Please note: this post is 92 months old and The Cares Family is no longer operational. This post is shared for information only
There are so many things that make Manchester unique – from our history to our music to the character of our people. Manchester is always innovating and making new things that shape the world: the industrial revolution, the first passenger trains, the first personal computers. The list could go on.
But the thing that really stands Manchester out is not just that we change the world: it's also how we do it – with a civic pride in our ability to connect the past to the present to the future, through embracing technology and forcing progress but always with one another in mind.
It's that combination of constant change, rooted in our timeless values, that make Manchester what it is.
But we all know that rapid change can also feel isolating.
From Ancoats to Chorlton, new apartment buildings are going up all the time. Shops are changing. People are arriving from all over the world. Pubs that sustained generations of community are now serving up £4 craft beers. And sometimes the world we've created feels a little too busy, with so much focus on how to save time, rather than how to spend it.
For all of us, that pace of modern life can feel unsettling. But for the older Mancunians for whom the city has been home for 60, 70, 80 years that change can feel altogether too much.
An article in the MEN this week highlighted that pace of the transformation again. It says:
"In the early 1990s just a few hundred people wanted to make the city centre their home. Less than 30 years later, Manchester now faces the opposite problem. How does it sustain the biggest boom seen since Victorian times – in which an astonishing 50,000 people now live in the wider city centre, more arriving every day – without destroying its heart and soul?"
This short paragraph really underscores why Manchester Cares exists – to bring people from different backgrounds, generations and life experiences together to share time, laughter and new experiences so that Manchester can always feel like a home – not a hotel – for everyone, even as the world changes around us.
When we begin programmes in the autumn, we will harness the people and places of the city, old and new – and help form relationships between people who live side-by-side but too infrequently interact: young professionals just arriving and the older originals who've got so much to share too.

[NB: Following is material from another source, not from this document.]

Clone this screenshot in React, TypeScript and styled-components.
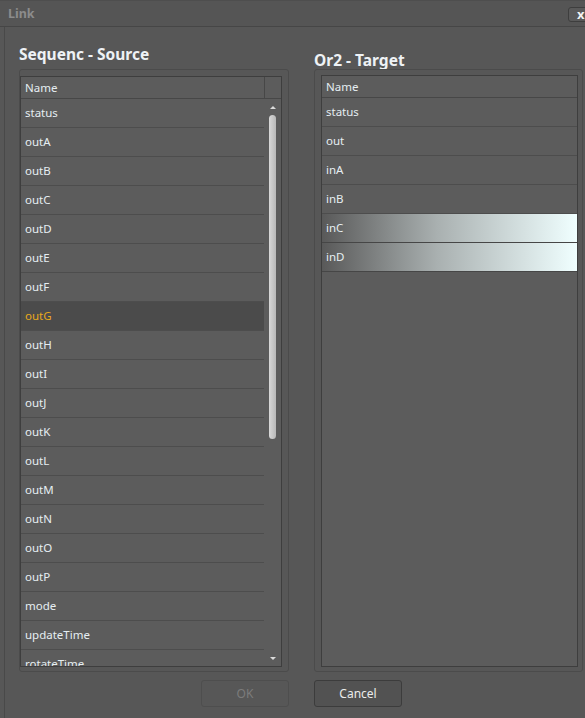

We'll have cocktail nights for those two groups in the new wine bars. We'll run trips to the new skyscrapers – hosted by the new businesses and employees that attract so many people to our metropolis – so that older people can feel part of their changing city. We'll help create friendships one-to-one so that we can bring some of the dynamic city in for people who can struggle to get out.
And we'll make sure that all those programmes have that unique soul and spirit at their heart – that this community is built the Mancunian Way.